#### PROMPT
Copy everything in the data below exactly except the pictures.

** START **

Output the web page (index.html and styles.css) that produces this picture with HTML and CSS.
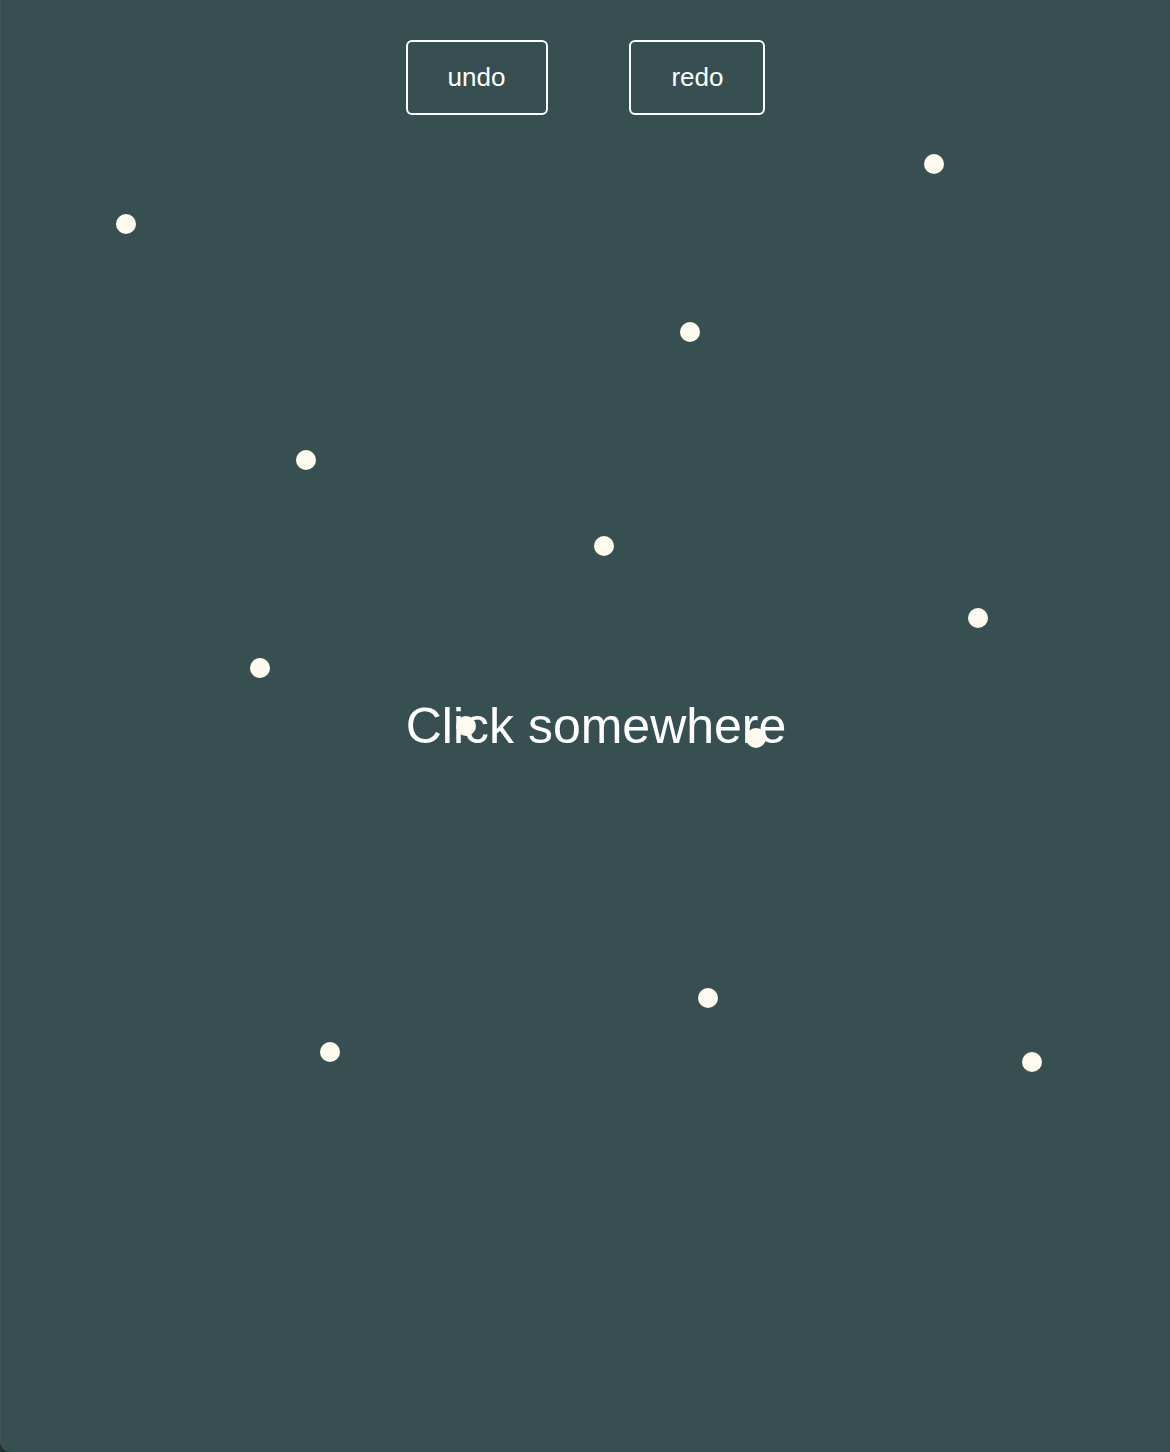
FILE: index.html
```html
<!DOCTYPE html>
<html>
<head>
<meta charset="utf-8">
<link rel="stylesheet" href="styles.css">
</head>
<body>
<div class="app">
  <div class="toolbar">
    <button class="btn btn-undo">undo</button>
    <button class="btn">redo</button>
  </div>
  <div class="hint">Click somewhere</div>
  <span class="dot" style="left:126px;top:224px"></span>
  <span class="dot" style="left:934px;top:164px"></span>
  <span class="dot" style="left:690px;top:332px"></span>
  <span class="dot" style="left:306px;top:460px"></span>
  <span class="dot" style="left:604px;top:546px"></span>
  <span class="dot" style="left:978px;top:618px"></span>
  <span class="dot" style="left:260px;top:668px"></span>
  <span class="dot" style="left:466px;top:726px"></span>
  <span class="dot" style="left:756px;top:738px"></span>
  <span class="dot" style="left:708px;top:998px"></span>
  <span class="dot" style="left:330px;top:1052px"></span>
  <span class="dot" style="left:1032px;top:1062px"></span>
</div>
</body>
</html>
```

FILE: styles.css
```css
html, body {
  margin: 0;
  padding: 0;
  background: #22302f;
}
body {
  width: 1170px;
  height: 1452px;
  overflow: hidden;
  font-family: "Liberation Sans", Arial, sans-serif;
}
.app {
  position: relative;
  width: 1170px;
  height: 1452px;
  background: #374f51;
  box-shadow: inset 1px 0 0 #3d5557;
  border-radius: 0 0 0 11px;
  overflow: hidden;
}
.toolbar {
  display: flex;
  justify-content: center;
  gap: 81px;
  padding: 40px 0 0 1px;
}
.btn {
  font-family: "Liberation Sans", Arial, sans-serif;
  font-size: 26px;
  line-height: 30px;
  color: #ffffff;
  background: transparent;
  border: 2px solid #ffffff;
  border-radius: 6px;
  padding: 20px 40px 21px;
}
.btn-undo {
  padding-right: 41px;
}
.hint {
  position: absolute;
  left: 596px;
  top: 726px;
  transform: translate(-50%, -50%);
  font-size: 50px;
  line-height: 60px;
  color: #ffffff;
  white-space: nowrap;
}
.dot {
  position: absolute;
  width: 20px;
  height: 20px;
  margin: -10px 0 0 -10px;
  border-radius: 50%;
  background: #fffaf0;
}
```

** END **

#### ANSWER TO THE TASK
Output the web page (index.html and styles.css) that produces this picture with HTML and CSS.
FILE: index.html
```html
<!DOCTYPE html>
<html>
<head>
<meta charset="utf-8">
<link rel="stylesheet" href="styles.css">
</head>
<body>
<div class="app">
  <div class="toolbar">
    <button class="btn btn-undo">undo</button>
    <button class="btn">redo</button>
  </div>
  <div class="hint">Click somewhere</div>
  <span class="dot" style="left:126px;top:224px"></span>
  <span class="dot" style="left:934px;top:164px"></span>
  <span class="dot" style="left:690px;top:332px"></span>
  <span class="dot" style="left:306px;top:460px"></span>
  <span class="dot" style="left:604px;top:546px"></span>
  <span class="dot" style="left:978px;top:618px"></span>
  <span class="dot" style="left:260px;top:668px"></span>
  <span class="dot" style="left:466px;top:726px"></span>
  <span class="dot" style="left:756px;top:738px"></span>
  <span class="dot" style="left:708px;top:998px"></span>
  <span class="dot" style="left:330px;top:1052px"></span>
  <span class="dot" style="left:1032px;top:1062px"></span>
</div>
</body>
</html>
```

FILE: styles.css
```css
html, body {
  margin: 0;
  padding: 0;
  background: #22302f;
}
body {
  width: 1170px;
  height: 1452px;
  overflow: hidden;
  font-family: "Liberation Sans", Arial, sans-serif;
}
.app {
  position: relative;
  width: 1170px;
  height: 1452px;
  background: #374f51;
  box-shadow: inset 1px 0 0 #3d5557;
  border-radius: 0 0 0 11px;
  overflow: hidden;
}
.toolbar {
  display: flex;
  justify-content: center;
  gap: 81px;
  padding: 40px 0 0 1px;
}
.btn {
  font-family: "Liberation Sans", Arial, sans-serif;
  font-size: 26px;
  line-height: 30px;
  color: #ffffff;
  background: transparent;
  border: 2px solid #ffffff;
  border-radius: 6px;
  padding: 20px 40px 21px;
}
.btn-undo {
  padding-right: 41px;
}
.hint {
  position: absolute;
  left: 596px;
  top: 726px;
  transform: translate(-50%, -50%);
  font-size: 50px;
  line-height: 60px;
  color: #ffffff;
  white-space: nowrap;
}
.dot {
  position: absolute;
  width: 20px;
  height: 20px;
  margin: -10px 0 0 -10px;
  border-radius: 50%;
  background: #fffaf0;
}
```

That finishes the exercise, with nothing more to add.